Apesar de existir um drama na questão de dupla jornada de Ruby, que estuda e ajuda os pais no barco e nas vendas, No Ritmo do Coração ainda sim consegue ser leve. Existe um termo inglês para o que o filme é: feel good movie. Basicamente, é um filme que faz o espectador se sentir bem. Esse contraste tão claro entre humor e drama faz da obra uma experiência extremamente envolvente e agradável. É impossível não rir das interações dos pais Frank (Troy Kotsur) e Jackie (Marlee Martlin) ou então não se emocionar com as decisões que a família deve tomar. A carga emocional é bem dosada. Apesar da música ser um elemento fundamental da trama, em momento algum o filme descamba para o melodramático.

A montagem aproveita um pouco de uma tendência dos anos 2000, a sequência musical. Enquanto toca uma canção ao fundo, várias tramas se desenvolvem rapidamente. Ruby ensaia com seu professor e, ao mesmo tempo, a empreitada profissional de seus pais começa a dar resultados. O filme não nega o teor adolescente que possui, essas sequências representam um pouco disso e o romance que pode acontecer com o parceiro do dueto também. Além disso, o trabalho de montagem em que somos colocados na perspectiva dos pais de Ruby promove uma das melhores cenas do longa. Ainda em aspectos técnicos, a fotografia compõe belos planos ao integrar os personagens e o espaço natural, como o mar e as florestas.

Um dos maiores destaques de No Ritmo do Coração é o seu elenco. A atriz principal e o elenco de apoio entregam performances emocionantes e cativantes. O professor Villalobos, interpretado por Eugenio Derbez é um mentor desbocado, fala o que pensa, mas confia bastante no potencial de Ruby. O pai, Frank, é um personagem super engraçado, que pela sua irreverência, muitas vezes, constrange a filha. A mãe, Jackie, também é engraçada, todavia, o que dela mais se destaca é o cuidado e proteção com a filha e o medo de perdê-la.
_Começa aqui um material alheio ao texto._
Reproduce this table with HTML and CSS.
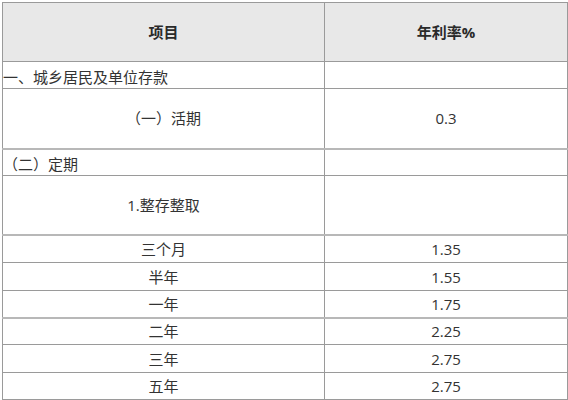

A atuação de Emilia Jones, como Ruby, é potente. A atriz consegue ser convincente e fazer o espectador crer nas emoções e dilemas que ela enfrenta. Não bastasse a capacidade da atriz de evocar bem o drama, ela também canta. As performances são graciosas, a voz angelical é encantadora. Inclusive, uma cena em que ela canta uma canção de Joni Mitchell é a mais emocionante de todo No Ritmo do Coração. As interações entre ela e o pai também são ricas, a cumplicidade entre eles é bastante tangível.

No Ritmo do Coração é um filme para aquecer o coração, para rir e também, se você se permitir, para chorar. A direção de Siân Heder consegue usar bem elementos dramáticos e ter momentos leves. A história de amadurecimento também envolve responsabilidades e sonhos. No Ritmo do Coração é um dos filmes mais lindos que vi nos últimos tempos e está disponível no Prime Video.